**EXCERPTED RECORDS**
* * * * * * *

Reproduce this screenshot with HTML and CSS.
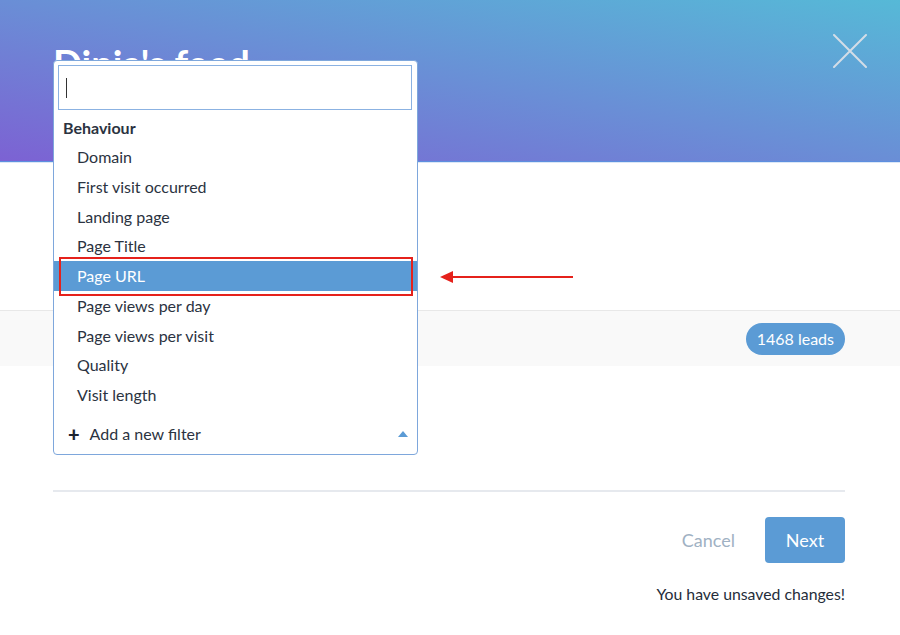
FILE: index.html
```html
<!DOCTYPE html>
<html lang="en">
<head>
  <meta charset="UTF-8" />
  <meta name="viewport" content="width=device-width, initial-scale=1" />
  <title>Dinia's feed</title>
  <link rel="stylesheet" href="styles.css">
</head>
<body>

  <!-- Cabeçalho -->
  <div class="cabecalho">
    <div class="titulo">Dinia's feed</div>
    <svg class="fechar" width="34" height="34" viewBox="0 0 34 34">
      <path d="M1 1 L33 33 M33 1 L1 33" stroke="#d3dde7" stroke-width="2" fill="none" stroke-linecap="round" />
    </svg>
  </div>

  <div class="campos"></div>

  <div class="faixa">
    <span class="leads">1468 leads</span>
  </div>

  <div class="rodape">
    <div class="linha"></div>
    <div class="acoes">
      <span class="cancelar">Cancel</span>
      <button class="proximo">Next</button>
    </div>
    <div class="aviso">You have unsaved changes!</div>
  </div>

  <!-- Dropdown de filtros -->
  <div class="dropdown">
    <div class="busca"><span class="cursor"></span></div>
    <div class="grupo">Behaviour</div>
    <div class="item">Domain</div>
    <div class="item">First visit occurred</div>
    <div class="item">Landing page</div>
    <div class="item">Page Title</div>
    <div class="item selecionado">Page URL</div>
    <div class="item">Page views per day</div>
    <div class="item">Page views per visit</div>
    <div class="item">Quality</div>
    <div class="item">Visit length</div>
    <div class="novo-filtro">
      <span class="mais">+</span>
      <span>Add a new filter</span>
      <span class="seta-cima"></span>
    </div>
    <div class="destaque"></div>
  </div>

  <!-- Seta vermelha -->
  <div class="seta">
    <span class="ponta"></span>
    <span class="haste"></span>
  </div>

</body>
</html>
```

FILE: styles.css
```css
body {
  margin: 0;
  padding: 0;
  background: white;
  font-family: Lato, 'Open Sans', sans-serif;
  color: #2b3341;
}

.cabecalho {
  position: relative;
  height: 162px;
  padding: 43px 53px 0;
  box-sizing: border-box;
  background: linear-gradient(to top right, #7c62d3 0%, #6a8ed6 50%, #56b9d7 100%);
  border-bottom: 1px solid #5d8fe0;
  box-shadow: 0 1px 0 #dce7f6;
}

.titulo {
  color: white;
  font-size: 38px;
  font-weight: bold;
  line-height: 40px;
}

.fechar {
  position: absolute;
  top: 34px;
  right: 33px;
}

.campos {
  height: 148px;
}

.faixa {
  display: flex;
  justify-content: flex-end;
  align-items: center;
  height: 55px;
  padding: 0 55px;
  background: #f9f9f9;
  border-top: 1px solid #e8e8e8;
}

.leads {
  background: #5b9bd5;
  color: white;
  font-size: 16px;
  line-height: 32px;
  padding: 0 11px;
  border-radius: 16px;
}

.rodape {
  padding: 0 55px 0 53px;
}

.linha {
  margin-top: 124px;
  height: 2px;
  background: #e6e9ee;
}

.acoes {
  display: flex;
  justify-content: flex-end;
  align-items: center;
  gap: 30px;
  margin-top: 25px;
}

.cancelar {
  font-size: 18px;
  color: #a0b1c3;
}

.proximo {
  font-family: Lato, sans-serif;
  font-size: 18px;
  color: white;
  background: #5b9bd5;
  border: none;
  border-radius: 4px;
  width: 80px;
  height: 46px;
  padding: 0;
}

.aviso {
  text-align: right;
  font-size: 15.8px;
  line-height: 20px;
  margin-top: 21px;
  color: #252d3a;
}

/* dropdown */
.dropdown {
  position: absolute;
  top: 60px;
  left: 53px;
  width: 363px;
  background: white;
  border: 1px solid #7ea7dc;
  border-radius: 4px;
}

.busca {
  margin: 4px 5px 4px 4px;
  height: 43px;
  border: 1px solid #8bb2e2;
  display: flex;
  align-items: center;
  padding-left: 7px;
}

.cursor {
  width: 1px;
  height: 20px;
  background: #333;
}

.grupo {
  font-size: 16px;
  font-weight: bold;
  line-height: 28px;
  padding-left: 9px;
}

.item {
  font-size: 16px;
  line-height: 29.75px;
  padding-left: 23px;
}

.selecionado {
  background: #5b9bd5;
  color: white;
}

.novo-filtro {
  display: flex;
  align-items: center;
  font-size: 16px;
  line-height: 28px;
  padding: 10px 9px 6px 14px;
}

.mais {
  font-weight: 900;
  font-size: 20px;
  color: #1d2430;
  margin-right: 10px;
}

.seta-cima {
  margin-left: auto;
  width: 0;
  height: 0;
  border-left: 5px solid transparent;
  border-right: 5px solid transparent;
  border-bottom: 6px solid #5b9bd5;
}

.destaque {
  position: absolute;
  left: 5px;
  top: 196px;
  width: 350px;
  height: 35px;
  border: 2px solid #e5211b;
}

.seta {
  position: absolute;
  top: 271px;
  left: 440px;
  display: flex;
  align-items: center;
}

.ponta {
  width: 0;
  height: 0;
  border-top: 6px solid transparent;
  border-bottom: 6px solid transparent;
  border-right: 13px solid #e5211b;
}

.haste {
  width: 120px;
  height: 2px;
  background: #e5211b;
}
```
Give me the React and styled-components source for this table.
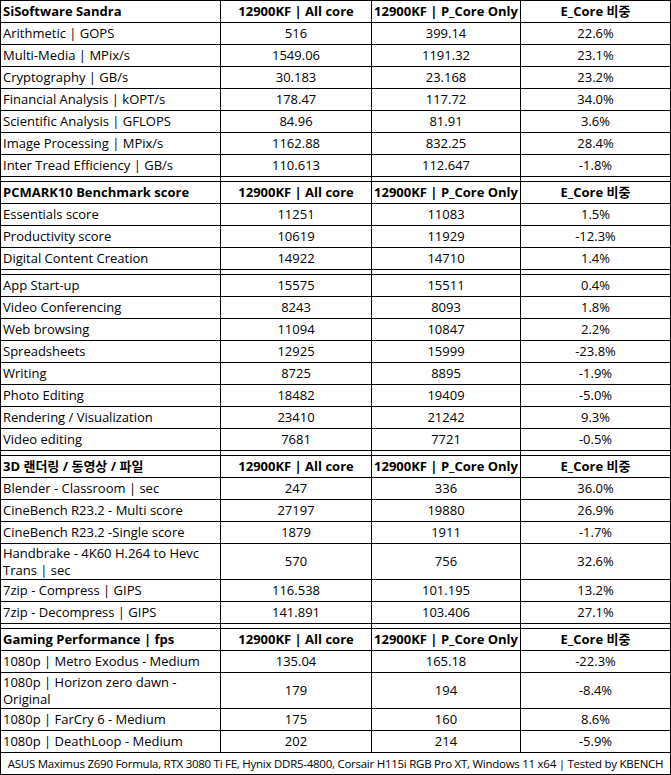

* * * * * * *

**TASK BRIEF**
Give every line above again exactly, with no pictures.

**RESULT**
Reproduce this screenshot with HTML and CSS.
FILE: index.html
```html
<!DOCTYPE html>
<html lang="en">
<head>
  <meta charset="UTF-8" />
  <meta name="viewport" content="width=device-width, initial-scale=1" />
  <title>Dinia's feed</title>
  <link rel="stylesheet" href="styles.css">
</head>
<body>

  <!-- Cabeçalho -->
  <div class="cabecalho">
    <div class="titulo">Dinia's feed</div>
    <svg class="fechar" width="34" height="34" viewBox="0 0 34 34">
      <path d="M1 1 L33 33 M33 1 L1 33" stroke="#d3dde7" stroke-width="2" fill="none" stroke-linecap="round" />
    </svg>
  </div>

  <div class="campos"></div>

  <div class="faixa">
    <span class="leads">1468 leads</span>
  </div>

  <div class="rodape">
    <div class="linha"></div>
    <div class="acoes">
      <span class="cancelar">Cancel</span>
      <button class="proximo">Next</button>
    </div>
    <div class="aviso">You have unsaved changes!</div>
  </div>

  <!-- Dropdown de filtros -->
  <div class="dropdown">
    <div class="busca"><span class="cursor"></span></div>
    <div class="grupo">Behaviour</div>
    <div class="item">Domain</div>
    <div class="item">First visit occurred</div>
    <div class="item">Landing page</div>
    <div class="item">Page Title</div>
    <div class="item selecionado">Page URL</div>
    <div class="item">Page views per day</div>
    <div class="item">Page views per visit</div>
    <div class="item">Quality</div>
    <div class="item">Visit length</div>
    <div class="novo-filtro">
      <span class="mais">+</span>
      <span>Add a new filter</span>
      <span class="seta-cima"></span>
    </div>
    <div class="destaque"></div>
  </div>

  <!-- Seta vermelha -->
  <div class="seta">
    <span class="ponta"></span>
    <span class="haste"></span>
  </div>

</body>
</html>
```

FILE: styles.css
```css
body {
  margin: 0;
  padding: 0;
  background: white;
  font-family: Lato, 'Open Sans', sans-serif;
  color: #2b3341;
}

.cabecalho {
  position: relative;
  height: 162px;
  padding: 43px 53px 0;
  box-sizing: border-box;
  background: linear-gradient(to top right, #7c62d3 0%, #6a8ed6 50%, #56b9d7 100%);
  border-bottom: 1px solid #5d8fe0;
  box-shadow: 0 1px 0 #dce7f6;
}

.titulo {
  color: white;
  font-size: 38px;
  font-weight: bold;
  line-height: 40px;
}

.fechar {
  position: absolute;
  top: 34px;
  right: 33px;
}

.campos {
  height: 148px;
}

.faixa {
  display: flex;
  justify-content: flex-end;
  align-items: center;
  height: 55px;
  padding: 0 55px;
  background: #f9f9f9;
  border-top: 1px solid #e8e8e8;
}

.leads {
  background: #5b9bd5;
  color: white;
  font-size: 16px;
  line-height: 32px;
  padding: 0 11px;
  border-radius: 16px;
}

.rodape {
  padding: 0 55px 0 53px;
}

.linha {
  margin-top: 124px;
  height: 2px;
  background: #e6e9ee;
}

.acoes {
  display: flex;
  justify-content: flex-end;
  align-items: center;
  gap: 30px;
  margin-top: 25px;
}

.cancelar {
  font-size: 18px;
  color: #a0b1c3;
}

.proximo {
  font-family: Lato, sans-serif;
  font-size: 18px;
  color: white;
  background: #5b9bd5;
  border: none;
  border-radius: 4px;
  width: 80px;
  height: 46px;
  padding: 0;
}

.aviso {
  text-align: right;
  font-size: 15.8px;
  line-height: 20px;
  margin-top: 21px;
  color: #252d3a;
}

/* dropdown */
.dropdown {
  position: absolute;
  top: 60px;
  left: 53px;
  width: 363px;
  background: white;
  border: 1px solid #7ea7dc;
  border-radius: 4px;
}

.busca {
  margin: 4px 5px 4px 4px;
  height: 43px;
  border: 1px solid #8bb2e2;
  display: flex;
  align-items: center;
  padding-left: 7px;
}

.cursor {
  width: 1px;
  height: 20px;
  background: #333;
}

.grupo {
  font-size: 16px;
  font-weight: bold;
  line-height: 28px;
  padding-left: 9px;
}

.item {
  font-size: 16px;
  line-height: 29.75px;
  padding-left: 23px;
}

.selecionado {
  background: #5b9bd5;
  color: white;
}

.novo-filtro {
  display: flex;
  align-items: center;
  font-size: 16px;
  line-height: 28px;
  padding: 10px 9px 6px 14px;
}

.mais {
  font-weight: 900;
  font-size: 20px;
  color: #1d2430;
  margin-right: 10px;
}

.seta-cima {
  margin-left: auto;
  width: 0;
  height: 0;
  border-left: 5px solid transparent;
  border-right: 5px solid transparent;
  border-bottom: 6px solid #5b9bd5;
}

.destaque {
  position: absolute;
  left: 5px;
  top: 196px;
  width: 350px;
  height: 35px;
  border: 2px solid #e5211b;
}

.seta {
  position: absolute;
  top: 271px;
  left: 440px;
  display: flex;
  align-items: center;
}

.ponta {
  width: 0;
  height: 0;
  border-top: 6px solid transparent;
  border-bottom: 6px solid transparent;
  border-right: 13px solid #e5211b;
}

.haste {
  width: 120px;
  height: 2px;
  background: #e5211b;
}
```
Give me the React and styled-components source for this table.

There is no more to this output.